Tuesday, March 3, 2009

[week 9] Reading Notes

This week the lecture is about Information Visualization. This is probably the area which most books get outdated in little time. Anyway, was very interesting to review the different kinds of data types and tasks of the taxonomy to identify visualization that is shown in the secondary reading of this week. A couple of questions:

1. I know a system called SpaceTime 3D, an application which gives enriched visualizations of the results of queries done in google and other Sites. Despite the name, I am not sure if this is a real 3D World data type or a 2D Map, or maybe a combination of both.

2. Does HayStaks ( a plugin for firefox to store and reutilize queries in an organization) corresponds to the challenge category of "Collaborate with others"?

[week 8] Midterm

Lots of muddiest points for the midterm... I will post something when correction is available.

[week 7] Muddiest Points

As the last post, this one is about Relevance Feedback. Firstly, I would like to know more details about the Wilcoxon signed-rank test. I know, I know... I can google it by myself.

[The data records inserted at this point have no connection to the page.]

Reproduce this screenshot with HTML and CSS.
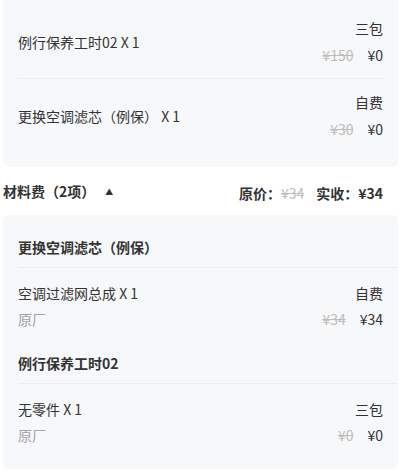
FILE: index.html
```html
<!DOCTYPE html>
<html lang="zh">
<head>
<meta charset="utf-8">
<link rel="stylesheet" href="styles.css">
</head>
<body>
<div class="page">
  <section class="card card-labor">
    <div class="row">
      <div class="row-name">例行保养工时02 X 1</div>
      <div class="row-side">
        <div class="tag">三包</div>
        <div class="prices"><span class="old">¥150</span><span class="now">¥0</span></div>
      </div>
    </div>
    <div class="row">
      <div class="row-name">更换空调滤芯（例保） X 1</div>
      <div class="row-side">
        <div class="tag">自费</div>
        <div class="prices"><span class="old">¥30</span><span class="now">¥0</span></div>
      </div>
    </div>
  </section>

  <div class="section-head">
    <div class="head-title">材料费（2项）<span class="caret">▲</span></div>
    <div class="head-sum">原价：<span class="old">¥34</span><span class="paid">实收：¥34</span></div>
  </div>

  <section class="card card-parts">
    <div class="group">
      <div class="group-title">更换空调滤芯（例保）</div>
      <div class="item">
        <div class="item-line"><span>空调过滤网总成 X 1</span><span>自费</span></div>
        <div class="item-line"><span class="muted">原厂</span><span class="prices"><span class="old">¥34</span><span class="now">¥34</span></span></div>
      </div>
    </div>
    <div class="group">
      <div class="group-title">例行保养工时02</div>
      <div class="item">
        <div class="item-line"><span>无零件 X 1</span><span>三包</span></div>
        <div class="item-line"><span class="muted">原厂</span><span class="prices"><span class="old">¥0</span><span class="now">¥0</span></span></div>
      </div>
    </div>
  </section>
</div>
</body>
</html>
```

FILE: styles.css
```css
* { box-sizing: border-box; }
html, body {
  margin: 0;
  padding: 0;
  background: #ffffff;
}
body {
  font-family: "Noto Sans CJK SC", "Noto Sans", sans-serif;
  font-size: 14px;
  color: #333333;
  overflow: hidden;
}
.page {
  margin-top: -10px;
  padding: 0 7px 0 3px;
}
.card {
  background: #f7f8fa;
  border-radius: 6px;
}
.card-labor {
  padding: 15px 0 15px;
}
.row {
  display: flex;
  align-items: center;
  justify-content: space-between;
  margin: 0 15px;
  padding: 13px 0;
  border-bottom: 1px solid #ebedf0;
}
.row:last-child { border-bottom: none; }
.row-name {
  line-height: 20px;
}
.row-side {
  display: flex;
  flex-direction: column;
  align-items: flex-end;
  gap: 7px;
  line-height: 20px;
}
.prices {
  display: inline-flex;
  align-items: center;
}
.old {
  color: #bdbdbd;
  text-decoration: line-through;
  font-weight: 400;
}
.prices .now {
  margin-left: 14px;
}
.section-head {
  display: flex;
  align-items: center;
  justify-content: space-between;
  height: 48px;
  padding: 3px 15px 0 0;
  font-weight: 600;
  line-height: 20px;
}
.caret {
  font-size: 8px;
  margin-left: 10px;
  position: relative;
  top: -2px;
}
.head-sum .old {
  margin-right: 12px;
}
.card-parts {
  padding: 10px 0 12px;
}
.group {
  margin-left: 15px;
}
.group-title {
  font-weight: 600;
  line-height: 20px;
  padding: 12px 0 10px;
  border-bottom: 1px solid #ebedf0;
}
.item {
  padding: 15px 15px 12px 0;
  display: flex;
  flex-direction: column;
  gap: 6px;
}
.item-line {
  display: flex;
  justify-content: space-between;
  line-height: 20px;
}
.muted {
  color: #a3a3a3;
}
```
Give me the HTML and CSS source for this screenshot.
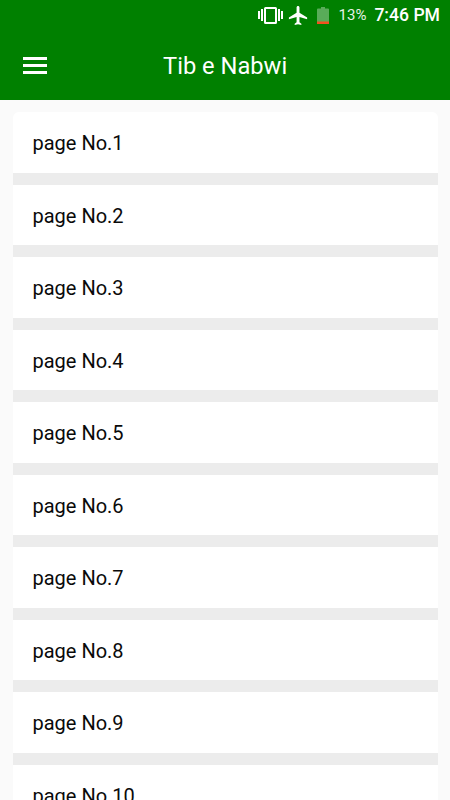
FILE: index.html
```html
<!DOCTYPE html>
<html lang="en">
<head>
<meta charset="utf-8">
<title>Tib e Nabwi</title>
<link rel="stylesheet" href="styles.css">
</head>
<body>
<header class="appbar">
  <div class="status">
    <svg class="ic-vib" viewBox="0 0 25 17" width="25" height="17"><path fill="#fff" fill-rule="evenodd" d="M0 4h2v8H0zM3 2h2v12H3zM20 2h2v12h-2zM23 4h2v8h-2zM7.500 0h10A1.500 1.500 0 0 1 19 1.500v14a1.500 1.500 0 0 1-1.500 1.500h-10A1.500 1.500 0 0 1 6 15.500v-14A1.500 1.500 0 0 1 7.500 0zM8 2v13h9V2z"/></svg>
    <svg class="ic-plane" viewBox="0 0 24 24" width="23" height="23"><path fill="#fff" d="M21 16v-2l-8-5V3.500c0-.83-.67-1.500-1.500-1.500S10 2.670 10 3.500V9l-8 5v2l8-2.500V19l-2 1.500V22l3.500-1 3.500 1v-1.500L13 19v-5.500l8 2.500z"/></svg>
    <svg class="ic-batt" viewBox="0 0 12 17" width="12" height="17"><path fill="#fff" fill-opacity=".35" d="M4 0h4v1.500h3a1 1 0 0 1 1 1V17H0V2.500a1 1 0 0 1 1-1h3z"/><rect y="14.500" width="12" height="2.500" fill="#f4511e"/></svg>
    <span class="pct">13%</span>
    <span class="time">7:46 PM</span>
  </div>
  <div class="toolbar">
    <svg class="menu" viewBox="0 0 24 17" width="24" height="17"><path fill="#fff" d="M0 0h24v3H0zM0 7h24v3H0zM0 14h24v3H0z"/></svg>
    <h1 class="title">Tib e Nabwi</h1>
  </div>
</header>
<main class="list">
  <div class="row"><span class="label">page No.1</span></div>
  <div class="row"><span class="label">page No.2</span></div>
  <div class="row"><span class="label">page No.3</span></div>
  <div class="row"><span class="label">page No.4</span></div>
  <div class="row"><span class="label">page No.5</span></div>
  <div class="row"><span class="label">page No.6</span></div>
  <div class="row"><span class="label">page No.7</span></div>
  <div class="row"><span class="label">page No.8</span></div>
  <div class="row"><span class="label">page No.9</span></div>
  <div class="row"><span class="label">page No.10</span></div>
</main>
</body>
</html>
```
FILE: styles.css
```css
html, body {
  margin: 0;
  height: 800px;
  overflow: hidden;
  background: #fafafa;
  font-family: Roboto, sans-serif;
}
.appbar {
  height: 100px;
  background: #008000;
  color: #fff;
  display: flex;
  flex-direction: column;
}
.status {
  height: 30px;
  display: flex;
  align-items: center;
  justify-content: flex-end;
  padding-right: 10px;
}
.ic-vib { margin-right: 4px; }
.ic-plane { margin-right: 7px; }
.ic-batt { margin-right: 10px; }
.pct { font-size: 15px; margin-right: 8px; color: #e6f1e6; }
.time { font-size: 17.600px; font-weight: 500; }
.toolbar {
  flex: 1;
  display: flex;
  align-items: center;
  padding-left: 23px;
}
.menu { margin-right: 116px; }
.title {
  margin: 0;
  padding-top: 2px;
  font-size: 23.700px;
  font-weight: 400;
}
.list {
  margin: 12px 12.500px 0;
  border-radius: 6px 6px 0 0;
  overflow: hidden;
}
.row {
  height: 72.500px;
  box-sizing: border-box;
  background: #fff;
  border-bottom: 12.500px solid #ececec;
  display: flex;
  align-items: center;
  padding-left: 20px;
  font-size: 20px;
  color: #0a0a0a;
}
.label { padding-top: 2px; }
```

Another question is that I guess that relevance feedback seems to be too attached to one specific user needs. If the algorithm updates weights based on user feedback, how can we be sure that if another user makes the same or a similar query has the same information need? Even if they have the same information need, How can we be sure that they will judge the results likely relevant? Even more, how is it possible that a model with two assumptions so weak (users like to provide feedback, we can obtain reliable feedback from users) can be successful?